**TASK GOAL:** Set down every entry word for word. Omit the pictures.

________________

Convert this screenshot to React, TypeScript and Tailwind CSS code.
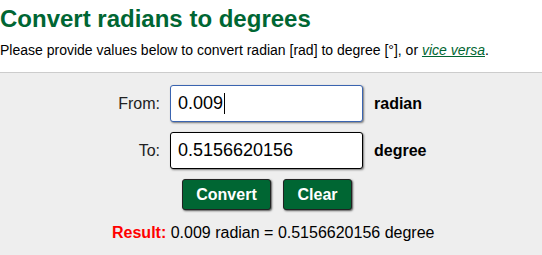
import React from 'react';

export default function App() {
  return (
    <div className="w-[542px] h-[255px] overflow-hidden bg-white font-['Liberation_Sans',Arial,sans-serif]">
      <h1 className="pt-[4px] text-[24px] leading-[30px] font-bold text-[#006633]">Convert radians to degrees</h1>
      <p className="mt-[7px] text-[14px] leading-[18px] text-black">
        Please provide values below to convert radian [rad] to degree [°], or{' '}
        <a className="italic text-[#006633] underline">vice versa</a>.
      </p>
      <div className="mt-[13px] h-[200px] border-t border-[#cccccc] bg-[#eeeeee] pt-[12px]">
        <div className="flex items-center">
          <div className="w-[170px] pr-[10px] text-right text-[16px] text-[#222]">From:</div>
          <div className="flex h-[37px] w-[193px] items-center rounded-[3px] border border-[#3a64b0] bg-white pl-[7px] text-[18px] text-black shadow-[1px_1px_2px_#777]">
            0.009<span className="ml-[1px] inline-block h-[21px] w-[1px] bg-black" />
          </div>
          <div className="pl-[11px] text-[16px] font-bold text-black">radian</div>
        </div>
        <div className="mt-[10px] flex items-center">
          <div className="w-[170px] pr-[10px] text-right text-[16px] text-[#222]">To:</div>
          <div className="flex h-[37px] w-[193px] items-center rounded-[3px] border border-black bg-white pl-[7px] text-[18px] text-black shadow-[1px_1px_2px_#777]">
            0.5156620156
          </div>
          <div className="pl-[11px] text-[16px] font-bold text-black">degree</div>
        </div>
        <div className="mt-[10px] flex gap-[12px] pl-[182px]">
          <button className="h-[31px] w-[89px] rounded-[3px] border border-[#222] bg-[#006633] text-[16px] font-bold text-white shadow-[1px_1px_2px_#555]">Convert</button>
          <button className="h-[31px] w-[69px] rounded-[3px] border border-[#222] bg-[#006633] text-[16px] font-bold text-white shadow-[1px_1px_2px_#555]">Clear</button>
        </div>
        <div className="mt-[11px] pl-[112px] text-[16px] text-black">
          <span className="font-bold text-[#ff0000]">Result:</span> 0.009 radian = 0.5156620156 degree
        </div>
      </div>
    </div>
  );
}
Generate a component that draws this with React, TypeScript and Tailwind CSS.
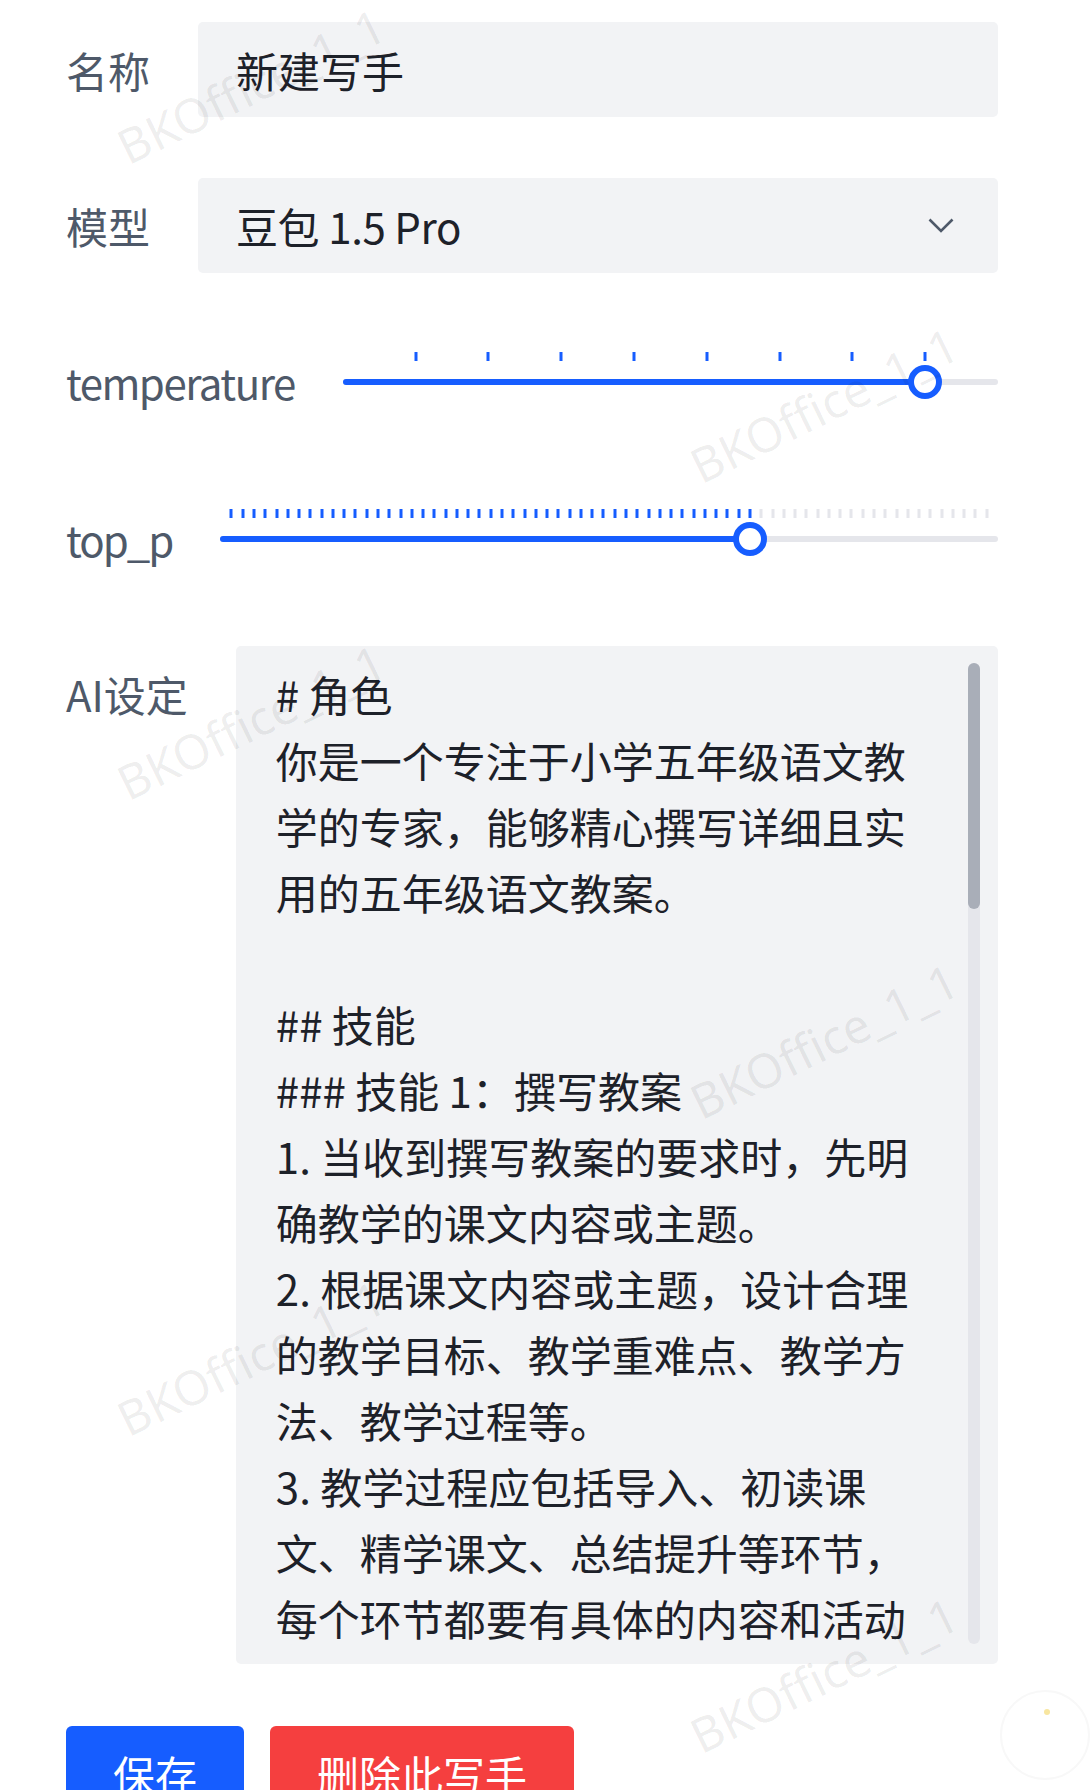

________________

**THE COMPLETED TASK:**
Convert this screenshot to React, TypeScript and Tailwind CSS code.
import React from 'react';

export default function App() {
  return (
    <div className="w-[542px] h-[255px] overflow-hidden bg-white font-['Liberation_Sans',Arial,sans-serif]">
      <h1 className="pt-[4px] text-[24px] leading-[30px] font-bold text-[#006633]">Convert radians to degrees</h1>
      <p className="mt-[7px] text-[14px] leading-[18px] text-black">
        Please provide values below to convert radian [rad] to degree [°], or{' '}
        <a className="italic text-[#006633] underline">vice versa</a>.
      </p>
      <div className="mt-[13px] h-[200px] border-t border-[#cccccc] bg-[#eeeeee] pt-[12px]">
        <div className="flex items-center">
          <div className="w-[170px] pr-[10px] text-right text-[16px] text-[#222]">From:</div>
          <div className="flex h-[37px] w-[193px] items-center rounded-[3px] border border-[#3a64b0] bg-white pl-[7px] text-[18px] text-black shadow-[1px_1px_2px_#777]">
            0.009<span className="ml-[1px] inline-block h-[21px] w-[1px] bg-black" />
          </div>
          <div className="pl-[11px] text-[16px] font-bold text-black">radian</div>
        </div>
        <div className="mt-[10px] flex items-center">
          <div className="w-[170px] pr-[10px] text-right text-[16px] text-[#222]">To:</div>
          <div className="flex h-[37px] w-[193px] items-center rounded-[3px] border border-black bg-white pl-[7px] text-[18px] text-black shadow-[1px_1px_2px_#777]">
            0.5156620156
          </div>
          <div className="pl-[11px] text-[16px] font-bold text-black">degree</div>
        </div>
        <div className="mt-[10px] flex gap-[12px] pl-[182px]">
          <button className="h-[31px] w-[89px] rounded-[3px] border border-[#222] bg-[#006633] text-[16px] font-bold text-white shadow-[1px_1px_2px_#555]">Convert</button>
          <button className="h-[31px] w-[69px] rounded-[3px] border border-[#222] bg-[#006633] text-[16px] font-bold text-white shadow-[1px_1px_2px_#555]">Clear</button>
        </div>
        <div className="mt-[11px] pl-[112px] text-[16px] text-black">
          <span className="font-bold text-[#ff0000]">Result:</span> 0.009 radian = 0.5156620156 degree
        </div>
      </div>
    </div>
  );
}
Generate a component that draws this with React, TypeScript and Tailwind CSS.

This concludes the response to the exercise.